Le Coran nie le PECHE ORIGINEL, spécialement dans la sourate 2- La Vache- versets 30 à 37. Citons le verset 37 : « Or Adam reçut de son Seigneur certaines paroles, et Allah accepta alors son repentir. C’est Lui qui accepte le repentir, le Très-Miséricordieux. »
Ouvrir les yeux !
Emile est un traité pédagogique qui ignore la réalité de l’état présent : la blessure originelle. Yvan Gobry a décelé chez Rousseau un exemple de réalisation du principe de compensation : « Rousseau, père indifférent et incapable, abandonne sa progéniture aux enfants trouvés : libéré des soucis et des responsabilités de l'éducation, il écrit une somme de pédagogie » (Nietzsche, Téqui, 1997, p. 21). Sa propre expérience prouve la fausseté de sa théorie. Rousseau avoue d'ailleurs son irréalisme : « Ma vie entière n'a été qu'une longue rêverie ».

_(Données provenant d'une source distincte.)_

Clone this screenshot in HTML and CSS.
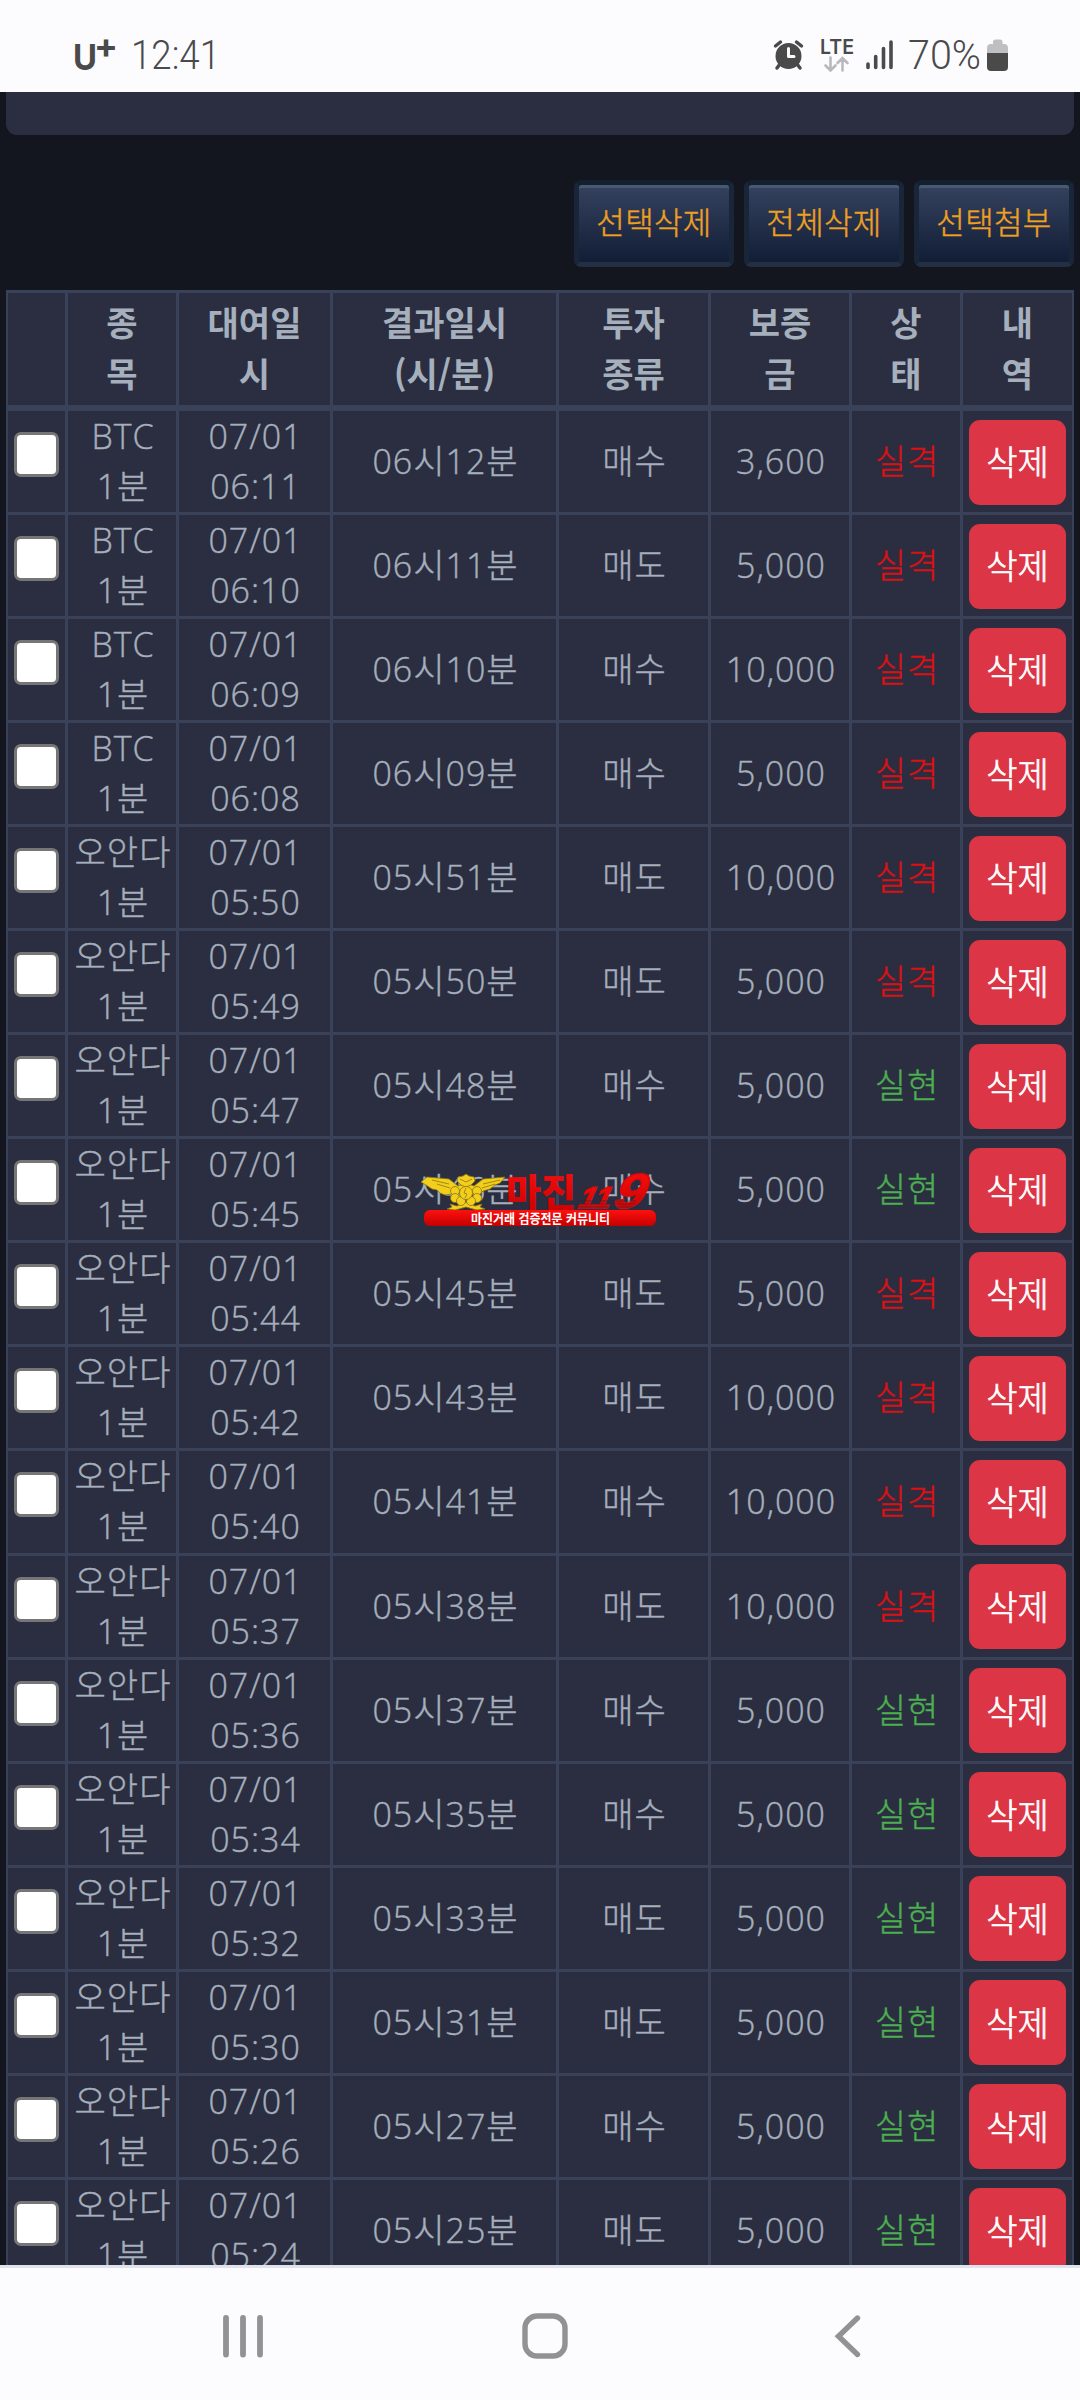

Chers parents, regardez vos enfants tels qu'ils sont : ils naissent avec le péché originel et ses conséquences. Le baptême a effacé la faute originelle, mais pas ses conséquences.
Dès la naissance, les enfants sont blessés dans l'intelligence par l'ignorance, dans la volonté par la malice, dans l'irascible par la faiblesse et dans le concupiscible par la concupiscence. En outre, ils ont en eux les sept vices capitaux : l'orgueil, l'envie, la colère, la paresse, l'avarice, la luxure et la gourmandise.
Il faut donc nécessairement en tenir compte dans l'éducation qui ne peut se limiter à l'instruction, et qui doit inclure la lutte contre les vices et la formation des vertus chrétiennes. Et pour ce faire,
la grâce de Dieu est absolument nécessaire.